Hi! I need to put 2 histograms one over the other in the same plot. The variable it plots will be the same but it is filtered by 2 different criteria (some of which overlap). So, I need to plot these while also changing it to % of frequency instead of just frequency. Sample data for clarity:

height <- c(10, 12, 11, 15, 9, 18)
female <- c(1, 0, 1, 0, 0, 1)
treat <- c(0, 1, 1, 0, 1, 1)

So I want to plot heights of female and heights of treated people with the y axis being % of total instead of just a simple count/frequency. Tips on a clear legend, title and formatting would be massively appreciated!

Sorry if this is not super clear, I am a little confused by this. Thank you a ton!

Hi @prch

You mean something like this?



#your data in dataframe
df1 <- tibble(
height = c(10, 12, 11, 15, 9, 18), 
female = c(1, 0, 1, 0, 0, 1), 
treat = c(0, 1, 1, 0, 1, 1)

#transform to longer format for easier plotting
df1_long <- pivot_longer(df1, 
                        cols = c(2:3),
                        names_to = "group", 
                        values_to = "count")

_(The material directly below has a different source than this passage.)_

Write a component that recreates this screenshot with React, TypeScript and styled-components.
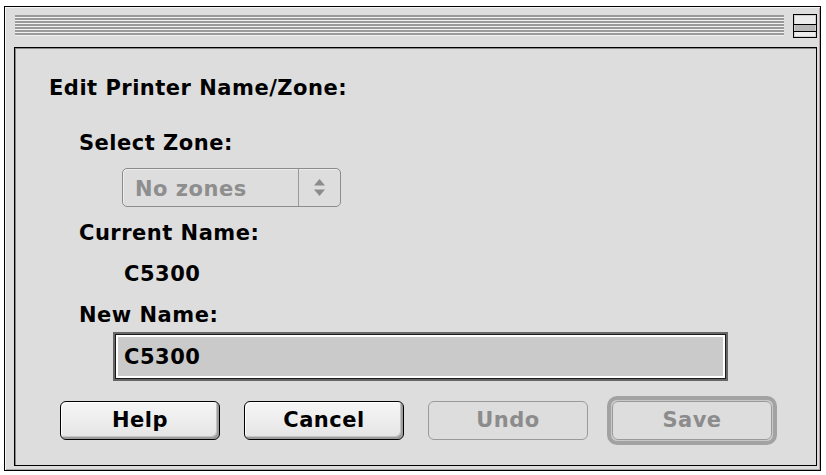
import React from "react";
import styled, { createGlobalStyle } from "styled-components";

const GlobalStyle = createGlobalStyle`
  html, body { margin: 0; padding: 0; background: #ffffff; }
  body { font-family: "DejaVu Sans", "Liberation Sans", sans-serif; }
  #root { width: 826px; height: 475px; overflow: hidden; }
`;

const Window = styled.div`
  margin: 6px 0 0 4px;
  width: 817px;
  height: 465px;
  box-sizing: border-box;
  border: 1px solid #000;
  background: #dddddd;
  box-shadow: inset 1px 1px 0 #f4f4f4, inset -1px -1px 0 #a8a8a8;
  padding: 0 3px 4px 9px;
  display: flex;
  flex-direction: column;
`;

const TitleBar = styled.div`
  height: 40px;
  box-sizing: border-box;
  padding-top: 8px;
  display: flex;
  align-items: flex-start;
`;

const Stripes = styled.div`
  margin-left: 1px;
  width: 769px;
  height: 21px;
  background: repeating-linear-gradient(
    to bottom,
    #9a9a9a 0px,
    #9a9a9a 2px,
    #f2f2f2 2px,
    #f2f2f2 3px
  );
`;

const CollapseBox = styled.svg`
  margin-left: 9px;
  margin-top: -1px;
  display: block;
`;

const Panel = styled.div`
  flex: 1;
  border: 1px solid #000;
  box-shadow: inset 1px 1px 0 #8a8a8a;
  padding: 28px 0 0 34px;
  display: flex;
  flex-direction: column;
  align-items: flex-start;
`;

const Text = styled.div<{ $indent?: number; $top?: number }>`
  font-family: "DejaVu Sans", "Liberation Sans", sans-serif;
  font-weight: bold;
  font-size: 21px;
  letter-spacing: 0.5px;
  line-height: 24px;
  height: 24px;
  color: #000;
  margin-left: ${(p) => p.$indent ?? 0}px;
  margin-top: ${(p) => p.$top ?? 0}px;
  white-space: nowrap;
`;

const Popup = styled.div`
  margin-left: 73px;
  margin-top: 13px;
  width: 219px;
  height: 39px;
  box-sizing: border-box;
  border: 1px solid #8c8c8c;
  border-radius: 5px;
  box-shadow: inset 1px 1px 0 #ececec;
  display: flex;
`;

const PopupLabel = styled.div`
  flex: 1;
  padding: 3px 0 0 12px;
  display: flex;
  align-items: center;
  font-weight: bold;
  font-size: 21px;
  letter-spacing: 0.5px;
  line-height: 24px;
  color: #8e8e8e;
`;

const PopupArrows = styled.div`
  width: 41px;
  border-left: 1px solid #9a9a9a;
  display: flex;
  align-items: center;
  justify-content: center;
`;

const Field = styled.div`
  margin-left: 64px;
  margin-top: 5px;
  width: 615px;
  height: 49px;
  box-sizing: border-box;
  border: 2px solid #666666;
  box-shadow: inset 0 0 0 1px #1a1a1a, inset 0 0 0 3px #ffffff;
  background: #cacaca;
  padding: 0 0 0 9px;
  display: flex;
  align-items: center;
  font-weight: bold;
  font-size: 21px;
  letter-spacing: 0.5px;
  line-height: 24px;
  color: #000;
`;

const ButtonRow = styled.div`
  margin-left: 11px;
  margin-top: 13px;
  height: 52px;
  display: flex;
  align-items: center;
  gap: 24px;
`;

const Button = styled.div<{ $disabled?: boolean }>`
  width: 160px;
  height: 39px;
  box-sizing: border-box;
  border: 1px solid ${(p) => (p.$disabled ? "#9a9a9a" : "#000")};
  border-radius: 6px;
  background: ${(p) =>
    p.$disabled ? "#dddddd" : "linear-gradient(#f6f6f6, #e4e4e4)"};
  box-shadow: ${(p) =>
    p.$disabled
      ? "none"
      : "inset 1px 1px 0 #ffffff, inset -2px -2px 0 #9c9c9c, inset -3px -3px 0 #c4c4c4"};
  display: flex;
  align-items: center;
  justify-content: center;
  font-weight: bold;
  font-size: 21px;
  letter-spacing: 0.5px;
  line-height: 24px;
  color: ${(p) => (p.$disabled ? "#8c8c8c" : "#000")};
`;

const DefaultRing = styled.div`
  margin-left: -5px;
  padding: 1px;
  border: 4px solid #a2a2a2;
  border-radius: 10px;
  box-shadow: inset 0 0 0 1px #c8c8c8, 0 0 0 0 transparent;
  display: flex;
`;

export default function App() {
  return (
    <>
      <GlobalStyle />
      <Window>
        <TitleBar>
          <Stripes />
          <CollapseBox width="24" height="24" viewBox="0 0 24 24">
            <rect x="0.5" y="0.5" width="23" height="23" fill="#cfcfcf" stroke="#000" />
            <rect x="2" y="2" width="20" height="8" fill="#ececec" />
            <rect x="2" y="11" width="20" height="6" fill="#b8b8b8" />
            <rect x="2" y="18" width="20" height="4" fill="#ececec" />
            <line x1="1" y1="10.5" x2="23" y2="10.5" stroke="#000" />
            <line x1="1" y1="17.5" x2="23" y2="17.5" stroke="#000" />
          </CollapseBox>
        </TitleBar>
        <Panel>
          <Text>Edit Printer Name/Zone:</Text>
          <Text $indent={30} $top={31}>Select Zone:</Text>
          <Popup>
            <PopupLabel>No zones</PopupLabel>
            <PopupArrows>
              <svg width="11" height="17" viewBox="0 0 11 17">
                <polygon points="5.5,0 11,6.5 0,6.5" fill="#8c8c8c" />
                <polygon points="0,10.5 11,10.5 5.5,17" fill="#8c8c8c" />
              </svg>
            </PopupArrows>
          </Popup>
          <Text $indent={30} $top={14}>Current Name:</Text>
          <Text $indent={75} $top={17}>C5300</Text>
          <Text $indent={30} $top={17}>New Name:</Text>
          <Field>C5300</Field>
          <ButtonRow>
            <Button>Help</Button>
            <Button>Cancel</Button>
            <Button $disabled>Undo</Button>
            <DefaultRing>
              <Button $disabled>Save</Button>
            </DefaultRing>
          </ButtonRow>
        </Panel>
      </Window>
    </>
  );
}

#group for group totals and recombine
df1_long %>%
    group_by(group) %>%
    summarize(n_tot=sum(count)) %>%
    ungroup() %>% #remove grouping information
    right_join(df1_long,.) %>%
    mutate(perc = count/n_tot*100) %>%
    ggplot(aes(x = height, y=perc, fill=group)) +
        geom_col(alpha=0.4, position = "identity" ) +
        theme_classic() +
        scale_y_continuous(name = "% of group total" ) +
        ggtitle("Comparison of relative heights for two different groups" )

I think this is sort of what I am looking for but the treat and female variables are not mutually exclusive so I think that's causing an issue..

Issue is not fully clear to me :confused:. You mean percentage on total instead of group (marginal)? What causes problems?